Armstrong Atlantic State University announces the Leadership Lecture Series speaking event for spring 2013. Janisse Ray, writer and environmental activist, will give her lecture and reading, “Leading by Example: Sustainability and Our Future,” on April 11 at 6 p.m., at the Armstrong Center, 13040 Abercorn St. The event is free and open to the public.


Ray is the author of five books of literary nonfiction and a collection of nature poetry. She is on the faculty of Chatham University’s low-residency master of fine arts program and is a Woodrow Wilson visiting fellow.
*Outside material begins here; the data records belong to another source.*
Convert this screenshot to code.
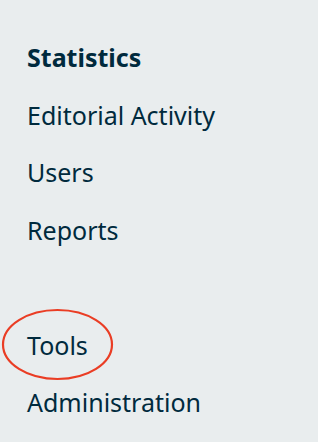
const ITEMS = [
  { label: 'Editorial Activity' },
  { label: 'Users' },
  { label: 'Reports' },
] as const;

export default function App() {
  return (
    <div className="w-[318px] h-[442px] bg-[#e9edee] text-[#002a3d] font-['Noto_Sans',sans-serif] text-[25px] leading-[57.5px] pl-[27px] pt-[29px]">
      <div className="font-bold">Statistics</div>
      {ITEMS.map((item) => (
        <div key={item.label}>{item.label}</div>
      ))}
      <div className="mt-[57.5px] relative">
        Tools
        <svg
          className="absolute left-[-26px] top-[-9px]"
          width="114"
          height="73"
          viewBox="0 0 114 73"
          fill="none"
        >
          <ellipse cx="56.5" cy="36.5" rx="54.5" ry="34.5" stroke="#ea3d24" strokeWidth="2.2" />
        </svg>
      </div>
      <div>Administration</div>
    </div>
  );
}
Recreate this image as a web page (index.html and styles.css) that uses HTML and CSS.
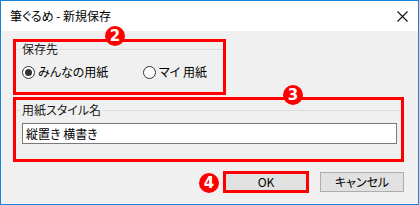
FILE: index.html
```html
<!DOCTYPE html>
<html lang="ja">
<head>
  <meta charset="UTF-8" />
  <title>筆ぐるめ - 新規保存</title>
  <link rel="stylesheet" href="styles.css">
</head>
<body>

<div class="window">
  <!-- タイトルバー -->
  <div class="titlebar">
    <span class="title">筆ぐるめ - 新規保存</span>
    <span class="close">
      <svg width="11" height="11" viewBox="0 0 11 11"><path d="M0.5 0.5 L10.5 10.5 M10.5 0.5 L0.5 10.5" stroke="#111" stroke-width="1.1" fill="none"/></svg>
    </span>
  </div>

  <div class="content">
    <!-- 保存先 -->
    <div class="mark mark-dest">
      <div class="legend"><span class="line-l"></span><span class="legend-text">保存先</span><span class="line-r"></span></div>
      <div class="radios">
        <label class="radio first"><span class="circle checked"></span>みんなの用紙</label>
        <label class="radio"><span class="circle"></span>マイ 用紙</label>
      </div>
    </div>

    <!-- 用紙スタイル名 -->
    <div class="mark mark-name">
      <div class="legend"><span class="line-l"></span><span class="legend-text">用紙スタイル名</span><span class="line-r"></span></div>
      <div class="textbox">縦置き&nbsp;横書き</div>
    </div>

    <div class="actions">
      <button class="btn btn-ok">OK</button>
      <button class="btn">キャンセル</button>
    </div>
  </div>

  <!-- 番号 -->
  <span class="badge badge-2">2</span>
  <span class="badge badge-3">3</span>
  <span class="badge badge-4">4</span>
</div>

</body>
</html>
```

FILE: styles.css
```css
* {
  margin: 0;
  padding: 0;
  box-sizing: border-box;
}

body {
  font-family: "Noto Sans CJK JP", "Noto Sans", sans-serif;
  font-size: 12px;
  font-feature-settings: "palt";
  color: #000;
  background: #fff;
  overflow: hidden;
}

.window {
  position: relative;
  width: 419px;
  height: 205px;
  border: 1px solid #1883d7;
  display: flex;
  flex-direction: column;
}

.titlebar {
  height: 30px;
  background: #fff;
  display: flex;
  align-items: center;
  justify-content: space-between;
  padding: 0 10px 0 9px;
}

.title {
  font-size: 12px;
  line-height: 14px;
}

.close {
  display: flex;
}

.content {
  flex: 1;
  background: #f0f0f0;
  padding: 8px 14px 0 12px;
}

.mark {
  border: 3px solid #ff0000;
}

.mark-dest {
  width: 213px;
  height: 56px;
  padding-bottom: 13px;
}

.mark-name {
  margin-top: 2px;
  width: 391px;
  height: 65px;
  padding-top: 3px;
}

.legend {
  display: flex;
  align-items: center;
  height: 14px;
}

.line-l {
  width: 4px;
  height: 1px;
  background: #dcdcdc;
  margin-right: 2px;
}

.line-r {
  flex: 1;
  height: 1px;
  background: #dcdcdc;
  margin-left: 2px;
}

.legend-text {
  line-height: 14px;
  color: #1a1a1a;
}

.radios {
  display: flex;
  margin-top: 9px;
  padding-left: 6px;
  height: 14px;
  align-items: center;
}

.radio {
  display: flex;
  align-items: center;
  gap: 3px;
  line-height: 14px;
}

.radio.first {
  width: 121px;
}

.circle {
  width: 13px;
  height: 13px;
  border: 1px solid #333;
  border-radius: 50%;
  background: #fff;
  display: flex;
  align-items: center;
  justify-content: center;
}

.circle.checked::after {
  content: "";
  width: 7px;
  height: 7px;
  border-radius: 50%;
  background: #333;
}

.textbox {
  margin: 6px 4px 0 6px;
  height: 21px;
  background: #fff;
  border: 1px solid #7a7a7a;
  padding-left: 3px;
  line-height: 19px;
}

.actions {
  display: flex;
  justify-content: flex-end;
  gap: 12px;
  margin-top: 10px;
}

.btn {
  width: 84px;
  height: 20px;
  background: #e1e1e1;
  border: 1px solid #adadad;
  font-family: "Noto Sans CJK JP", sans-serif;
  font-weight: normal;
  font-size: 12px;
  font-feature-settings: "palt";
  color: #000;
  line-height: 16px;
}

.btn-ok {
  border-color: #0078d7;
  outline: 3px solid #ff0000;
  outline-offset: -2px;
}

.badge {
  position: absolute;
  width: 20px;
  height: 20px;
  border-radius: 50%;
  background: #ff0000;
  color: #fff;
  font-family: "DejaVu Sans", sans-serif;
  font-weight: bold;
  font-size: 15px;
  line-height: 20px;
  text-align: center;
}

.badge-2 { left: 104px; top: 25px; }
.badge-3 { left: 282px; top: 84px; }
.badge-4 { left: 198px; top: 172px; }
```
She holds a master of fine arts from the University of Montana and in 2007 was awarded an honorary doctorate from Unity College in Maine.


Ray’s first nonfiction book, the acclaimed “Ecology of a Cracker Childhood” (Milkweed Editions, 1999), is a memoir about growing up on a junkyard in the ruined longleaf pine ecosystem of the Southeast. Besides being a plea to protect and restore the pine flatwoods of the South, the book looks at family, mental illness, poverty and fundamentalist religion. Anne Raver of The New York Times said of Ray, “The forests of the South find their Rachel Carson.”
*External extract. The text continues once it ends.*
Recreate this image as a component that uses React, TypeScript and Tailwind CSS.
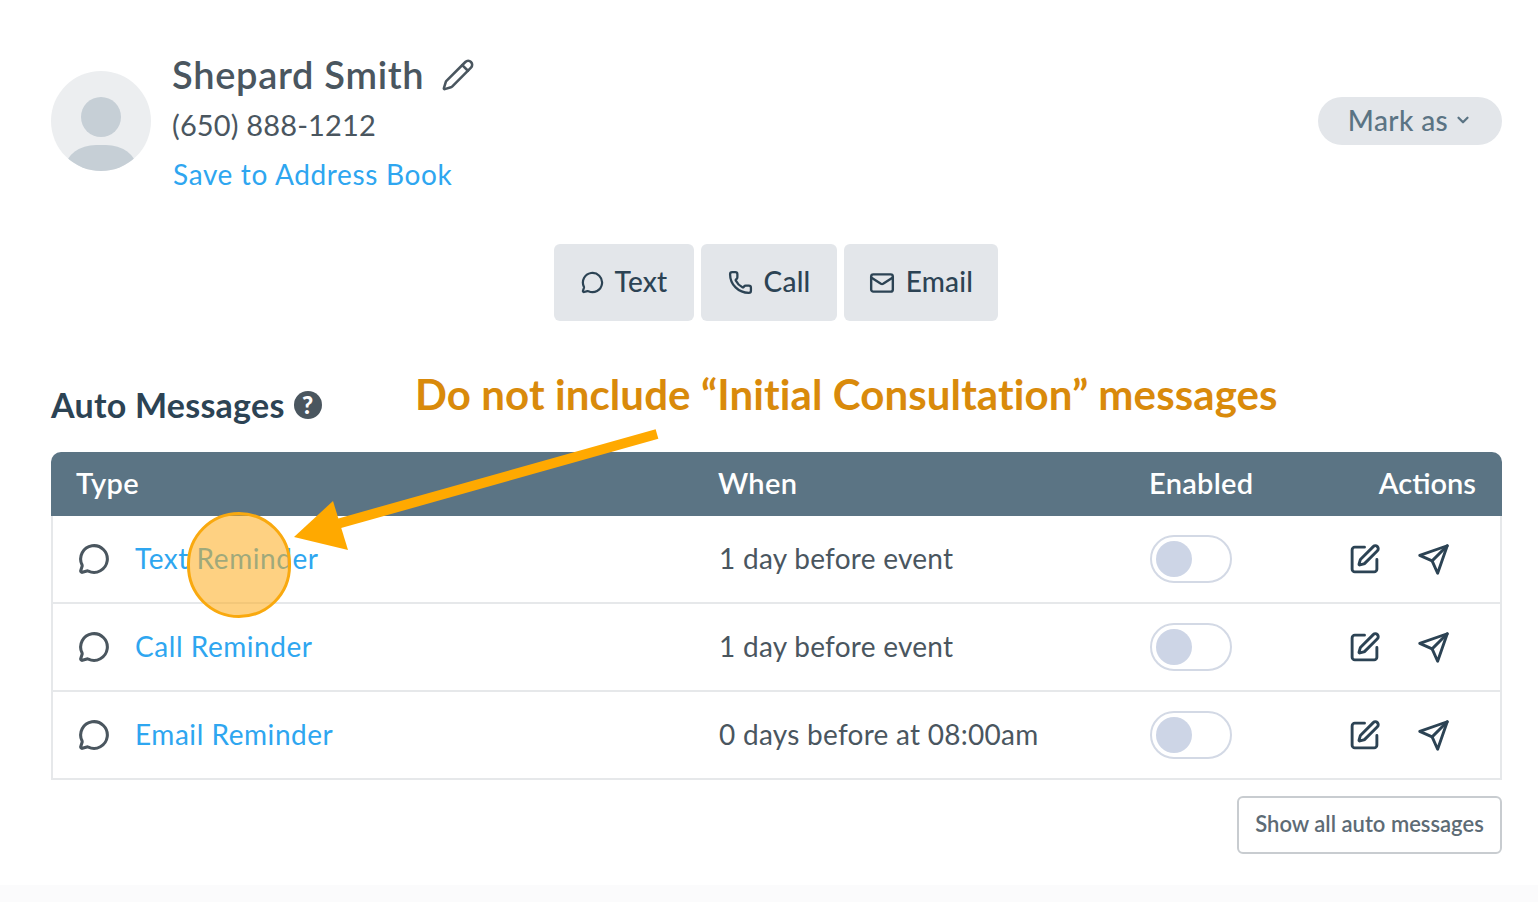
import React from 'react';
import { ChevronDown, Mail, MessageCircle, Pencil, Phone, SquarePen } from 'lucide-react';
import { FiSend } from 'react-icons/fi';

const rows = [
  { name: 'Text Reminder', when: '1 day before event' },
  { name: 'Call Reminder', when: '1 day before event' },
  { name: 'Email Reminder', when: '0 days before at 08:00am' },
];

const contactButtons = [
  { label: 'Text', icon: <MessageCircle size={23} strokeWidth={2.3} />, width: 'w-[140px]' },
  { label: 'Call', icon: <Phone size={25} strokeWidth={2.2} />, width: 'w-[136px]' },
  { label: 'Email', icon: <Mail size={26} strokeWidth={2.2} />, width: 'w-[154px]' },
];

const App = () => {
  return (
    <div className="relative h-[902px] w-[1538px] overflow-hidden bg-white font-['Lato',sans-serif] text-[#4a565f]">
      <div className="h-[885px] pl-[51px] pr-[36px] pt-[52px]">
        {/* Contact header */}
        <div className="flex items-center justify-between">
          <div className="flex items-center gap-[21px]">
            <div className="relative mb-[6px] h-[100px] w-[100px] overflow-hidden rounded-full bg-[#eceef0]">
              <div className="absolute left-[30px] top-[26px] h-[40px] w-[40px] rounded-full bg-[#c6cfd6]" />
              <div className="absolute left-[15px] top-[74px] h-[50px] w-[70px] rounded-[30px/22px] bg-[#c6cfd6]" />
            </div>
            <div className="flex flex-col">
              <div className="flex h-[44px] items-center gap-[17px]">
                <span className="text-[38px] font-semibold leading-none tracking-[0.7px]">Shepard Smith</span>
                <Pencil size={34} strokeWidth={1.8} className="mt-[2px]" />
              </div>
              <div className="flex h-[56px] items-center text-[29px] leading-none tracking-[0.15px]">(650) 888-1212</div>
              <a className="flex h-[44px] items-center pl-[1px] text-[28px] leading-none tracking-[0.65px] text-[#2ea6f0]">Save to Address Book</a>
            </div>
          </div>
          <button className="mb-[6px] flex h-[48px] w-[184px] items-center justify-center gap-[6px] rounded-full bg-[#e3e6ea] pb-[2px] text-[28px] font-medium tracking-[0.4px] text-[#5b7484]">
            Mark as
            <ChevronDown size={18} strokeWidth={3} />
          </button>
        </div>

        {/* Contact actions */}
        <div className="mt-[48px] flex justify-center gap-[7px] pr-[1px]">
          {contactButtons.map((b) => (
            <button
              key={b.label}
              className={`flex h-[77px] items-center justify-center gap-[11px] rounded-[6px] bg-[#e3e6ea] text-[28px] font-medium tracking-[0.2px] text-[#2c4354] ${b.width}`}
            >
              {b.icon}
              <span className="pb-[3px]">{b.label}</span>
            </button>
          ))}
        </div>

        {/* Auto messages */}
        <div className="mt-[62px] flex h-[44px] items-center gap-[9px]">
          <h2 className="text-[34px] font-bold leading-none tracking-[0.25px] text-[#2c4354]">Auto Messages</h2>
          <span className="flex h-[28px] w-[28px] items-center justify-center rounded-full bg-[#4a565f] text-[24px] font-black leading-none text-white">?</span>
        </div>

        <div className="mt-[25px] overflow-hidden rounded-t-[10px]">
          <div className="grid h-[64px] grid-cols-[642px_431px_1fr] items-center bg-[#5b7484] pb-[2px] pl-[25px] pr-[26px] text-[29px] font-semibold tracking-[0.3px] text-white">
            <span>Type</span>
            <span>When</span>
            <div className="flex justify-between">
              <span>Enabled</span>
              <span className="tracking-normal">Actions</span>
            </div>
          </div>
          <div className="border-x-2 border-b-2 border-[#e6e8ea]">
            {rows.map((row, i) => (
              <div
                key={row.name}
                className={`grid grid-cols-[641px_431px_1fr] items-center pl-[25px] pr-[50px] ${i < 2 ? 'h-[88px] border-b-2 border-[#e6e8ea]' : 'h-[86px]'}`}
              >
                <div className="flex items-center gap-[25px]">
                  <MessageCircle size={32} strokeWidth={2.3} />
                  <a className="pb-[2px] text-[28px] tracking-[0.55px] text-[#2ea6f0]">{row.name}</a>
                </div>
                <span className="pb-[2px] text-[28px] tracking-[0.27px]">{row.when}</span>
                <div className="flex items-center justify-between">
                  <div className="flex h-[48px] w-[82px] items-center rounded-full border-2 border-[#d3d9e5] bg-white pl-[4px]">
                    <div className="h-[36px] w-[36px] rounded-full bg-[#cdd5e6]" />
                  </div>
                  <div className="flex items-center gap-[36px] text-[#2c4354]">
                    <SquarePen size={33} strokeWidth={2.1} />
                    <FiSend size={33} strokeWidth={2.1} />
                  </div>
                </div>
              </div>
            ))}
          </div>
        </div>

        <div className="mt-[16px] flex justify-end">
          <button className="h-[58px] w-[265px] rounded-[6px] border-2 border-[#c8ccd0] bg-white pb-[3px] text-[22px] font-semibold text-[#5d6b75]">
            Show all auto messages
          </button>
        </div>
      </div>
      <div className="h-[17px] bg-[#fbfbfc]" />

      {/* Annotation overlay */}
      <p className="absolute left-[415px] top-[369px] whitespace-nowrap text-[42px] font-bold leading-[50px] tracking-[0.1px] text-[#d98a0b]">
        Do not include “Initial Consultation” messages
      </p>
      <svg className="absolute left-0 top-0" width="1538" height="902" fill="none">
        <path d="M657 434 L330 526" stroke="#ffa900" strokeWidth="10" />
        <path d="M294 537 L333 501 L348 550 Z" fill="#ffa900" />
      </svg>
      <div className="absolute left-[187px] top-[512px] h-[106px] w-[104px] rounded-full border-[3px] border-[#f9a90f] bg-[#fdac1c]/55" />
    </div>
  );
};

export default App;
Ray’s second book, “Wild Card Quilt: Taking a Chance on Home” (Milkweed, 2003), addresses rural community and her third, “Pinhook: Finding Wholeness in a Fragmented Land” (Chelsea Green, 2005), tells the story of a 750,000-acre wildland corridor between south Georgia and north Florida. “Drifting into Darien,” a personal and natural history of the Altamaha River, was released in fall 2011, and her latest nonfiction work is on open-pollinated seeds, “The Seed Underground” (Chelsea Green). She is anthologized widely.


Ray has won the 2011 Southern Booksellers Award for Poetry, 1999 Southeastern Booksellers Award for Nonfiction, the 2000 American Book Award, Southern Environmental Law Center 2000 Award for Outstanding Writing and Southern Book Critics Circle Award in 2000. Ecology of a Cracker Childhood was a New York Times Notable Book and was chosen as the Book All Georgians Should Read.


Ray has been visiting professor at Coastal Carolina University, scholar-in-residence at Florida Gulf Coast University and writer-in-residence at Keene State College and Green Mountain College. In 2003-04, she was the John and Renee Grisham writer-in-residence at the University of Mississippi.


Ray lives on a farm in southern Georgia with her husband, Raven Waters. She is an organic gardener, seed saver, tender of farm animals and slow-food cook.


For those unable to attend the spring 2013 Armstrong Leadership Lecture, the talk will be broadcast live on Armstrong’s Ustream channel and archived for later viewing.